In the last issue of The Fifth Floor, we asked our very talented alumni to send us a flash nonfiction piece capturing a moment in the life in 500 words or less. Pitt faculty member and MFA alumna Jennifer Lee has selected our winner as Dennis B. Ledden's "Misplaced Identity." About the short piece, Lee writes: "I like this story so much. What happens it utterly ordinary—a trip to the airport, a lost phone—but within this small moment is a whole relationship. Daughter loses phone, father finds it in the car, 'looking like a miniature version of the Monolith in the film, 2001: A Space Odyssey.' The details tell us everything: her cell phone is gold, he’s got a flip phone. And when daughter proclaims at the end that 'You don’t exist without your iPhone,' dad lovingly agrees.
MISPLACED IDENTITY
by Dennis B. Ledden
My daughter, Allison, an administrative assistant for a booming San Francisco tech company, lost her gold cell phone after we dropped off her brother, Branden, at the Pittsburgh airport. She and I both panicked, thinking it may have fallen from the Corolla when she opened her door in front of the American Airlines departing flights entrance.
We had planned, after bidding good-bye to Branden, to drive into the city, sip coffee and tea in cafes, and shop at used book stores, then return to the airport so my daughter could catch her flight to California.
A minute or so after leaving the airport, though, Allison proclaimed, “I can’t find it anywhere!”
“Can’t find what?”
“My iPhone!”
I turned off the parkway at the first exit, pulled into an empty hotel parking lot, and shut off the engine. I then handed my flip cell phone to Allison so that she could call her number and get her phone’s location—no success—so, balancing her PC on her lap, she attempted to contact the iPhone’s locator.
I climbed out of the car, and, despite the harsh February wind, scrambled around the rear of the vehicle and opened the back door. I stooped down and ran my hand along the black carpeting under Allison’s seat, but found nothing. We, I assumed, would have to return to the airport in the hope that someone had turned in her phone.
I remember thinking as well how misplaced articles sometimes turn up in the most obvious places, so after I snapped the back door shut, I opened my daughter’s door—and there it was!—standing in the bottom pocket of her door, looking like a miniature version of the Monolith in the film, 2001: A Space Odyssey. I immediately removed it and, presenting it to Allison, inquired, “Lose something?”
“Oh my God, Dad! You don’t exist without your iPhone!”

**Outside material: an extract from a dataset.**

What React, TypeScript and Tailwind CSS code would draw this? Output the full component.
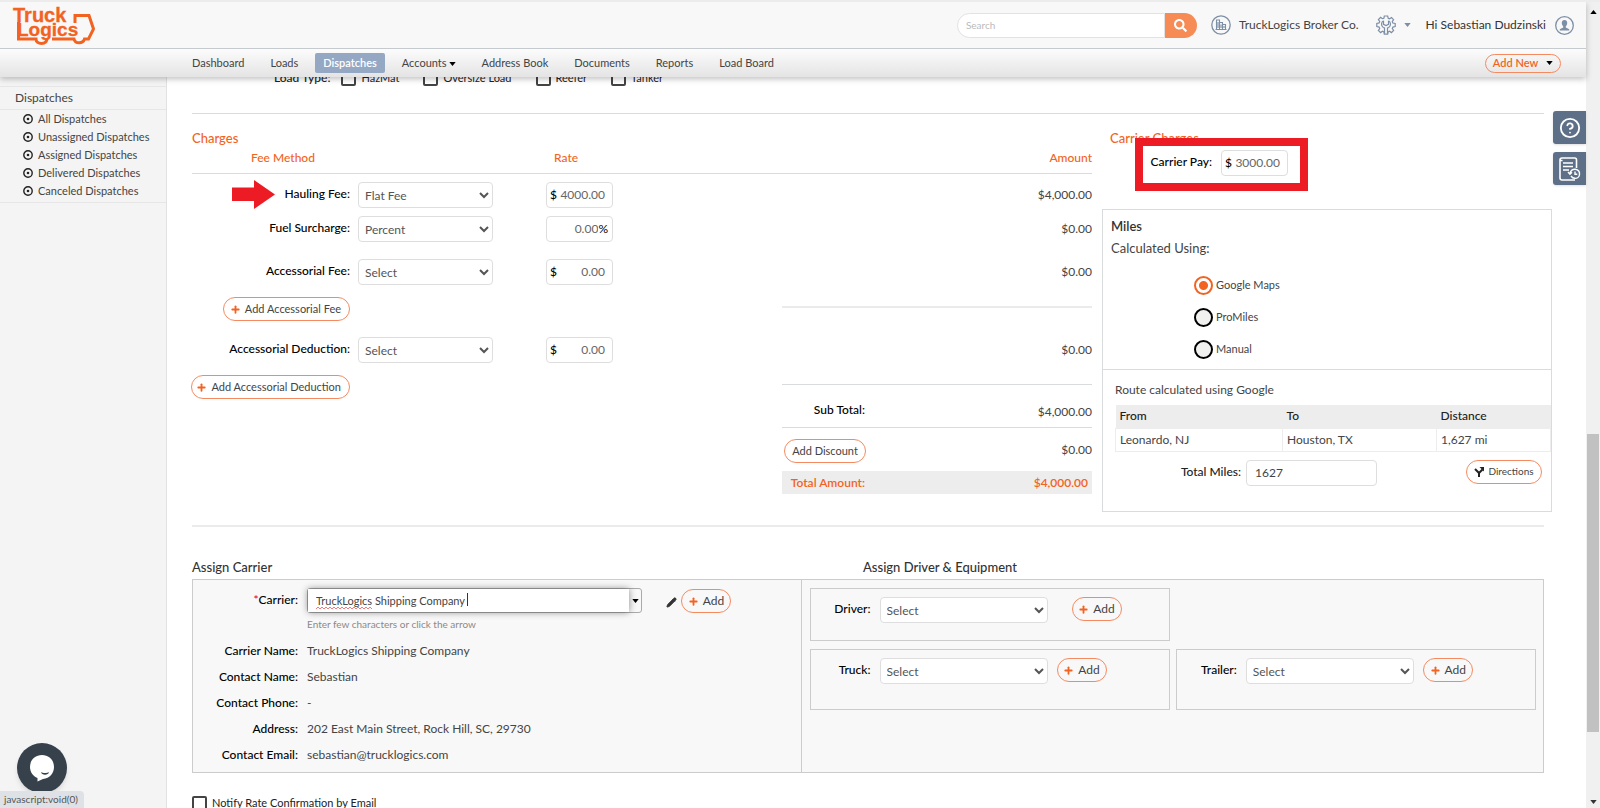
import type { ReactNode } from "react";
import { CircleQuestionMark, Plus, Pencil } from "lucide-react";
import { FaSearch } from "react-icons/fa";

const navLeft = ["Dashboard", "Loads", "Dispatches", "Accounts", "Address Book", "Documents", "Reports", "Load Board"];
const sideLinks = ["All Dispatches", "Unassigned Dispatches", "Assigned Dispatches", "Delivered Dispatches", "Canceled Dispatches"];

const carrierInfo = [
    ["Carrier Name:", "TruckLogics Shipping Company"],
    ["Contact Name:", "Sebastian"],
    ["Contact Phone:", "-"],
    ["Address:", "202 East Main Street, Rock Hill, SC, 29730"],
    ["Contact Email:", "sebastian@trucklogics.com"],
];

function Logo() {
    return (
        <svg width="84" height="40" viewBox="0 0 84 40" className="text-[#f26322]" aria-label="TruckLogics">
            <g fill="currentColor" stroke="currentColor" strokeWidth="0.3" fontFamily="'Liberation Sans', Arial, sans-serif" fontWeight="700">
                <text x="1" y="17" fontSize="20">Truck</text>
                <text x="5" y="31" fontSize="19">Logics</text>
            </g>
            <path d="M6.500 17V34H24C24 37 26.500 38.500 29.500 38.500C33 38.500 35 36.500 35 33M40 34H62C63 39 71 39 72.500 34H76.500L81.500 24L77 10.500H63V18" fill="none" stroke="currentColor" strokeWidth="3" />
        </svg>
    );
}

function BuildingIcon() {
    return (
        <svg width="20" height="20" viewBox="0 0 20 20" fill="none" stroke="#7d8fa6">
            <circle cx="10" cy="10" r="9.200" strokeWidth="1.300" />
            <path d="M5.500 14.500V5H8.500V14.500M8.500 7.500H11.500V14.500M11.500 9.500H14.500V14.500M4.500 14.500H15.500M7 7V13M10 9.500V13M13 11V13" strokeWidth="1.100" />
        </svg>
    );
}

function GearIcon() {
    return (
        <svg width="20" height="20" viewBox="0 0 20 20" fill="none" stroke="#7d8fa6" strokeWidth="1.200">
            <path d="M8.300 1H11.700L12.200 3.200L13.600 3.800L15.500 2.500L17.600 4.700L16.300 6.500L16.800 8L19.200 8.400V11.600L16.900 12.100L16.300 13.500L17.600 15.400L15.400 17.600L13.500 16.300L12.100 16.900L11.700 19.200H8.300L7.900 16.900L6.500 16.300L4.600 17.600L2.400 15.400L3.700 13.500L3.100 12.100L0.800 11.600V8.400L3.100 7.900L3.700 6.500L2.400 4.600L4.600 2.400L6.500 3.700L7.900 3.200Z" />
            <path d="M7.500 5.800C5 7 4.800 11 7.300 12.500L8.500 13V18.500M12.500 5.800C15 7 15.200 11 12.700 12.500L11.500 13V18.500M7.500 5.800V9.300L10 10.600L12.500 9.300V5.800" />
        </svg>
    );
}

function UserIcon() {
    return (
        <svg width="19" height="19" viewBox="0 0 19 19" fill="none">
            <circle cx="9.500" cy="9.500" r="8.800" stroke="#7d8fa6" strokeWidth="1.300" />
            <path d="M9.500 4C7.600 4 6.600 5.300 6.800 7.200C6.900 8.600 7.500 9.700 8.200 10.300V11.600L4.800 13.200V14.500H14.200V13.200L10.800 11.600V10.300C11.500 9.700 12.100 8.600 12.200 7.200C12.400 5.300 11.400 4 9.500 4Z" fill="#7d8fa6" />
        </svg>
    );
}

function HistoryIcon() {
    return (
        <svg width="22" height="24" viewBox="0 0 22 24" fill="none" stroke="white" strokeWidth="1.600">
            <path d="M17.500 11V3C17.500 1.800 17 1 15.800 1H3C1.800 1 1 1.800 1 3V21C1 22.200 1.800 23 3 23H16M1 3.500H3.500M4 6H14M4 9.500H14M4 13H10" />
            <path d="M11 16.500C11.300 13.500 14 12 16.300 12.300C19 12.700 20.800 14.800 20.500 17.500C20.200 20 18 21.500 15.800 21.300C14 21.200 12.800 20.200 12 19M9 15L11 17.200L13 15.200M16 14.500V17.200H18.300" strokeWidth="1.400" />
        </svg>
    );
}

function Caret({ className }: { className: string }) {
    return (
        <svg width="7" height="4" viewBox="0 0 8 5" className={className}>
            <path d="M0 0H8L4 5Z" fill="currentColor" />
        </svg>
    );
}

function Pill({ children, plus, className = "" }: { children: ReactNode; plus?: boolean; className?: string }) {
    return (
        <button className={`flex shrink-0 items-center justify-center gap-1 rounded-full border border-[#f58a61] whitespace-nowrap ${className}`}>
            {plus && <Plus size={11} strokeWidth={4} className="text-[#f26322]" />}
            {children}
        </button>
    );
}

function Select({ id, value, className }: { id: string; value: string; className: string }) {
    return (
        <select id={id} className={`h-[26px] rounded border border-[#dedede] bg-white px-[2px] text-[12px] text-[#555] ${className}`}>
            <option>{value}</option>
        </select>
    );
}

function MoneyInput({ id, value, percent, className = "" }: { id: string; value: string; percent?: boolean; className?: string }) {
    return (
        <div className={`flex h-[26px] w-[67px] items-center rounded border border-[#dedede] bg-white text-[12px] ${className}`}>
            {!percent && <span className="pl-[3px] font-medium text-black">$</span>}
            <input id={id} aria-label="Rate" defaultValue={value} className={`min-w-0 flex-1 bg-transparent text-right text-[#666] outline-none ${percent ? "" : "pr-[7px]"}`} />
            {percent && <span className="pr-1 text-black">%</span>}
        </div>
    );
}

function FeeRow({ id, label, method, rate, amount, percent, arrow, className = "" }: { id: string; label: string; method: string; rate: string; amount: string; percent?: boolean; arrow?: boolean; className?: string }) {
    return (
        <div className={`flex items-start ${className}`}>
            <div className="relative w-[158px] shrink-0 text-right leading-6 font-medium text-black">
                {arrow && (
                    <svg width="43" height="29" viewBox="0 0 43 29" className="absolute top-[-2px] left-10">
                        <path d="M0 7.500H22V0L43 14.500L22 29V21H0Z" fill="#ed1c24" />
                    </svg>
                )}
                <label htmlFor={id}>{label}</label>
            </div>
            <Select id={id} value={method} className="ml-2 w-[135px]" />
            <MoneyInput id={`${id}-rate`} value={rate} percent={percent} className="ml-[53px]" />
            <span className="ml-auto leading-[26px]">{amount}</span>
        </div>
    );
}

function Equipment({ id, label, className = "", addClass = "ml-[9px]" }: { id: string; label: string; className?: string; addClass?: string }) {
    return (
        <div className={`flex items-start border border-[#ccc] pt-2 ${className}`}>
            <label htmlFor={id} className="w-[60px] shrink-0 text-right leading-6 font-medium text-black">{label}</label>
            <Select id={id} value="Select" className="ml-[9px] w-[168px]" />
            <Pill plus className={`h-6 w-[50px] ${addClass}`}>Add</Pill>
        </div>
    );
}

function Header() {
    return (
        <header className="relative z-10 shadow-[0_2px_6px_rgba(0,0,0,0.25)]">
            <div className="flex h-[47px] items-center border-b border-[#c4cacd] bg-[#f8f8f8] pl-3">
                <a href="#"><Logo /></a>
                <div className="ml-auto flex h-[25px] w-[240px]">
                    <input aria-label="Search" placeholder="Search" className="min-w-0 flex-1 rounded-l-full border border-[#e2e2e2] bg-white pl-2 text-[10px] outline-none placeholder:text-[#bbb]" />
                    <button aria-label="Search" className="flex w-8 items-center justify-center rounded-r-full bg-[#f68b56] text-white"><FaSearch size={13} /></button>
                </div>
                <a href="#" className="ml-[14px] flex items-center gap-2"><BuildingIcon />TruckLogics Broker Co.</a>
                <button aria-label="Settings" className="ml-[17px] flex items-center gap-2"><GearIcon /><Caret className="text-[#7d8fa6]" /></button>
                <a href="#" className="mr-3 ml-[15px] flex items-center gap-[9px] text-[#333]">Hi Sebastian Dudzinski <UserIcon /></a>
            </div>
            <nav className="flex h-7 items-center bg-linear-to-b from-[#fcfcfc] to-[#e4e4e4] pl-[179px] text-[11px]">
                {navLeft.map((item) => (
                    <a key={item} href="#" className={`flex h-5 items-center gap-[2px] rounded-[2px] ${item === "Dispatches" ? "mx-1 bg-[#94a7c3] px-2 font-semibold text-white" : "px-[13px]"}`}>
                        {item}
                        {item === "Accounts" && <Caret className="mt-[2px] text-black" />}
                    </a>
                ))}
                <Pill className="mr-[25px] ml-auto h-[19px] w-[76px] font-semibold text-[#f26322]">Add New <Caret className="ml-1 text-black" /></Pill>
            </nav>
        </header>
    );
}

function Sidebar() {
    return (
        <aside className="w-[167px] shrink-0 border-r border-[#e2e2e2] bg-[#f4f4f4] pt-[9px]">
            <h2 className="border-y border-[#e6e6e6] pl-[15px] text-[12px] leading-[22px]">Dispatches</h2>
            <ul className="border-b border-[#e6e6e6] pb-[2px] text-[11px]">
                {sideLinks.map((link) => (
                    <li key={link}>
                        <a href="#" className="flex items-center gap-[5px] pl-[23px] leading-[18px] whitespace-nowrap">
                            <svg width="10" height="10" viewBox="0 0 10 10" className="shrink-0">
                                <circle cx="5" cy="5" r="4.200" fill="none" stroke="#222" strokeWidth="1.400" />
                                <circle cx="5" cy="5" r="1.300" fill="#222" />
                            </svg>
                            {link}
                        </a>
                    </li>
                ))}
            </ul>
        </aside>
    );
}

function Charges() {
    return (
        <section>
            <h2 className="text-[13px] leading-5 font-medium text-[#f26322]">Charges</h2>
            <div className="flex h-[26px] border-b border-[#d9dcdc] leading-5 font-medium text-[#f26322]">
                <span className="ml-[59px] w-[303px]">Fee Method</span>
                <span>Rate</span>
                <span className="ml-auto">Amount</span>
            </div>
            <FeeRow id="hauling" label="Hauling Fee:" method="Flat Fee" rate="4000.00" amount="$4,000.00" arrow className="mt-2" />
            <FeeRow id="fuel" label="Fuel Surcharge:" method="Percent" rate="0.00" amount="$0.00" percent className="mt-2" />
            <FeeRow id="accessorial" label="Accessorial Fee:" method="Select" rate="0.00" amount="$0.00" className="mt-[17px]" />
            <div className="mt-3 flex justify-between">
                <div className="flex h-6 w-[158px] justify-end"><Pill plus className="pr-2 pl-1.5 text-[11px]">Add Accessorial Fee</Pill></div>
                <div className="mt-[9px] w-[310px] border-t-2 border-[#ebebeb]" />
            </div>
            <FeeRow id="deduction" label="Accessorial Deduction:" method="Select" rate="0.00" amount="$0.00" className="mt-4" />
            <div className="mt-3 flex justify-between">
                <div className="flex h-6 w-[158px] justify-end"><Pill plus className="pr-2 pl-1 text-[11px]">Add Accessorial Deduction</Pill></div>
                <div className="mt-[9px] w-[310px] border-t border-[#d9dcdc]">
                    <div className="flex h-[43px] items-start border-b border-[#d9dcdc]">
                        <span className="w-[83px] pt-[13px] text-right leading-6 font-medium text-black">Sub Total:</span>
                        <span className="ml-auto pt-[15px] leading-6">$4,000.00</span>
                    </div>
                    <div className="flex h-[43px] items-center">
                        <Pill className="mt-[3px] ml-[2px] h-6 w-[82px] text-[11px]">Add Discount</Pill>
                        <span className="ml-auto">$0.00</span>
                    </div>
                    <div className="flex h-[23px] items-center bg-[#ededed] font-semibold text-[#f26322]">
                        <span className="w-[83px] text-right">Total Amount:</span>
                        <span className="mr-1 ml-auto">$4,000.00</span>
                    </div>
                </div>
            </div>
        </section>
    );
}

function CarrierCharges() {
    return (
        <section>
            <h2 className="pl-2 text-[13px] leading-5 font-medium text-[#f26322]">Carrier Charges</h2>
            <div className="relative z-10 mt-[-10px] ml-[33px] flex h-[53px] w-[173px] items-start border-8 border-[#ed1c24] bg-white pt-1">
                <label htmlFor="carrier-pay" className="w-[69px] text-right leading-6 font-medium text-black">Carrier Pay:</label>
                <MoneyInput id="carrier-pay" value="3000.00" className="ml-[9px]" />
            </div>
            <div className="mt-[18px] h-[303px] border border-[#d9dcdc]">
                <fieldset className="h-[160px] border-b border-[#d9dcdc] pt-[5px] pl-2">
                    <h3 className="text-[13px] leading-[22px] font-semibold text-[#333]">Miles</h3>
                    <p className="text-[13px] leading-[22px]">Calculated Using:</p>
                    <div className="mt-[10px] flex flex-col pl-[83px] text-[11px]">
                        {["Google Maps", "ProMiles", "Manual"].map((name, i) => (
                            <label key={name} className="flex h-8 items-center gap-[3px]">
                                <input type="radio" name="miles" defaultChecked={i === 0} className="size-[19px] appearance-none rounded-full border-2 border-black bg-[#f1f1ef] checked:border-[#f26322] checked:bg-[radial-gradient(circle,#f26322_4px,white_5px)]" />
                                {name}
                            </label>
                        ))}
                    </div>
                </fieldset>
                <p className="pt-2 pl-3 leading-6">Route calculated using Google</p>
                <div className="mt-[3px] pl-3">
                    <table className="w-full table-fixed text-left">
                        <thead className="bg-[#ededed] text-[#222]">
                            <tr className="h-[23px]">
                                <th className="w-[167px] pl-1 font-medium">From</th>
                                <th className="w-[154px] pl-1 font-medium">To</th>
                                <th className="pl-1 font-medium">Distance</th>
                            </tr>
                        </thead>
                        <tbody>
                            <tr className="h-[23px]">
                                <td className="border border-[#ededed] pl-1">Leonardo, NJ</td>
                                <td className="border border-[#ededed] pl-1">Houston, TX</td>
                                <td className="border border-[#ededed] pl-1">1,627 mi</td>
                            </tr>
                        </tbody>
                    </table>
                </div>
                <div className="mt-2 flex items-start pr-[9px]">
                    <label htmlFor="total-miles" className="w-[138px] text-right leading-6 font-medium text-[#222]">Total Miles:</label>
                    <input id="total-miles" defaultValue="1627" className="ml-[5px] h-[26px] w-[131px] rounded border border-[#dedede] pl-2" />
                    <Pill className="ml-auto h-6 w-[76px] text-[10px]">
                        <svg width="10" height="10" viewBox="0 0 10 10" fill="none" stroke="#222" strokeWidth="2">
                            <path d="M5 10V6L8.500 2.500M5 6L1 2" />
                            <path d="M5.500 0H10V4.500Z" fill="#222" stroke="none" />
                        </svg>
                        Directions
                    </Pill>
                </div>
            </div>
        </section>
    );
}

function AssignPanel() {
    return (
        <section className="mr-2">
            <div className="flex text-[13px] leading-6 font-medium text-[#333]">
                <h2 className="w-[671px]">Assign Carrier</h2>
                <h2>Assign Driver &amp; Equipment</h2>
            </div>
            <div className="grid grid-cols-[45%_55%] border border-[#ccc] bg-[#f8f8f8]">
                <div className="pt-2 pb-1">
                    <div className="flex">
                        <label htmlFor="carrier" className="w-[105px] shrink-0 text-right leading-6 font-medium text-black"><span className="text-red-600">*</span>Carrier:</label>
                        <div className="ml-[9px] flex h-[25px] w-[335px] rounded-[3px] border border-[#aaa]">
                            <div className="relative flex-1 bg-white shadow-[0_0_7px_rgba(0,0,0,0.45)]">
                                <input id="carrier" defaultValue="TruckLogics Shipping Company" spellCheck={false} className="h-full w-full pl-2 text-[11px] outline-none" />
                                {/* spelling squiggle and text cursor */}
                                <svg width="160" height="18" className="absolute bottom-[2px] left-2">
                                    <path d="M0 17L2 15L4 17L6 15L8 17L10 15L12 17L14 15L16 17L18 15L20 17L22 15L24 17L26 15L28 17L30 15L32 17L34 15L36 17L38 15L40 17L42 15L44 17L46 15L48 17L50 15L52 17L54 15L56 17" fill="none" stroke="#f04040" strokeWidth="0.700" />
                                    <path d="M151.500 1V14" stroke="#333" />
                                </svg>
                            </div>
                            <button aria-label="Show carriers" className="flex w-3 items-center justify-center"><Caret className="text-black" /></button>
                        </div>
                        <button aria-label="Edit carrier" className="ml-6 pt-1 text-[#333]"><Pencil size={11} fill="currentColor" /></button>
                        <Pill plus className="mt-px ml-1 h-6 w-[50px]">Add</Pill>
                    </div>
                    <p className="ml-[114px] text-[10px] leading-[22px] text-[#8a8a8a]">Enter few characters or click the arrow</p>
                    <dl className="pt-[3px]">
                        {carrierInfo.map(([name, value]) => (
                            <div key={name} className="flex leading-[26px]">
                                <dt className="w-[105px] text-right font-medium text-black">{name}</dt>
                                <dd className="ml-[9px]">{value}</dd>
                            </div>
                        ))}
                    </dl>
                </div>
                <div className="grid grid-cols-2 content-start gap-x-1.5 gap-y-2 border-l border-[#ccc] p-2 pr-[7px]">
                    <Equipment id="driver" label="Driver:" className="h-[53px]" addClass="ml-6" />
                    <div />
                    <Equipment id="truck" label="Truck:" className="h-[61px]" />
                    <Equipment id="trailer" label="Trailer:" className="h-[61px]" />
                </div>
            </div>
        </section>
    );
}

function CheckItem({ label }: { label: string }) {
    return (
        <label className="flex items-center gap-[5px] text-[11px]">
            <input type="checkbox" className="size-[15px] shrink-0 appearance-none rounded-[2px] border-2 border-[#444] bg-white" />
            {label}
        </label>
    );
}

export default function App() {
    return (
        <div className="relative flex h-screen overflow-hidden border-t-2 border-[#ececec] bg-white font-['Lato','Open_Sans',sans-serif] text-[12px] text-[#444]">
            <div className="flex min-w-0 flex-1 flex-col">
                <Header />
                <div className="flex min-h-0 flex-1">
                    <Sidebar />
                    <main className="min-w-0 flex-1 overflow-hidden pr-[34px] pl-[25px]">
                        <div className="mt-[-7px] flex h-4 items-center gap-6 pl-[82px] text-[#222]">
                            <span className="mr-[-13px] font-medium">Load Type:</span>
                            <CheckItem label="HazMat" />
                            <CheckItem label="Oversize Load" />
                            <CheckItem label="Reefer" />
                            <CheckItem label="Tanker" />
                        </div>
                        <hr className="mt-[27px] mr-2 border-[#d9dcdc]" />
                        <div className="mt-[14px] grid grid-cols-[2fr_1fr] gap-[10px]">
                            <Charges />
                            <CarrierCharges />
                        </div>
                        <hr className="mt-[13px] mr-2 mb-7 border-t-2 border-[#ebebeb]" />
                        <AssignPanel />
                        <div className="mt-[22px] text-[#222]"><CheckItem label="Notify Rate Confirmation by Email" /></div>
                    </main>
                </div>
            </div>
            {/* scroll track */}
            <div className="flex w-[14px] shrink-0 flex-col items-center bg-[#f0f0f0] py-1">
                <Caret className="mt-1 rotate-180 text-black" />
                <div className="h-[420px]" />
                <div className="h-[298px] w-3 bg-[#c1c1c1]" />
                <Caret className="mt-auto text-[#333]" />
            </div>
            <div className="absolute top-[109px] right-[14px] z-10 flex flex-col gap-2">
                <button aria-label="Help" className="flex size-[33px] items-center justify-center rounded-l-[3px] bg-[#5d7088] text-white shadow"><CircleQuestionMark size={22} strokeWidth={2} /></button>
                <button aria-label="History" className="flex size-[33px] items-center justify-center rounded-l-[3px] bg-[#5d7088] shadow"><HistoryIcon /></button>
            </div>
            <button aria-label="Chat" className="absolute bottom-[15px] left-[17px] z-10 flex size-[50px] items-center justify-center rounded-full bg-[#36414c] shadow-md">
                <svg width="26" height="28" viewBox="0 0 26 28">
                    <path d="M13 1C6 1 1 6 1 13C1 18 4 22 8.500 24V27.500L14 25C21 24.500 25 19 25 13C25 6 20 1 13 1Z" fill="white" />
                    <path d="M12 18C14 19.300 18 19.300 20 18C19.500 21.500 12.500 21.500 12 18Z" fill="#36414c" />
                </svg>
            </button>
            <div className="absolute bottom-0 left-0 z-10 rounded-tr bg-[#dee1e6] pr-[6px] pl-1 text-[10px] leading-[17px] text-[#555]">javascript:void(0)</div>
        </div>
    );
}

"No, no, I guess I don't!"
Dennis B. Ledden
Dennis B. Ledden earned degrees in Secondary Education (BS) from Penn State, English Literature (MA) from the University of Pittsburgh, and Literature and Criticism (PhD) from the Indiana University of Pennsylvania. Having won recognition as an English teacher at Butler Intermediate High School, he retired as assistant teaching professor of English at Penn State’s University Park campus. His critical essays and reviews on modern American prose have appeared in literary journals, and he has presented his research at many academic conferences. He won third place in the 2017 Gulf Coast Writers Association poetry contest, and one of his poems was included in a recent edition of Contemporary Poetry: An Anthology of Present Day Best Poems (Contemporary Poetry, 2017). Dr. Ledden lives in Butler, Pa., with his wife, Yong Hui, who is artist-in-residence at Slippery Rock University. Their son, Brian, a graduate of Shady Side Academy, Pomona College, and the Nova School of Medicine, is flight surgeon with the U.S. Navy in Pensacola, Fla. Daughter Alicia, an alumna of Shady Side Academy and Carnegie Mellon University, is an assistant administrator at Uber headquarters in San Francisco.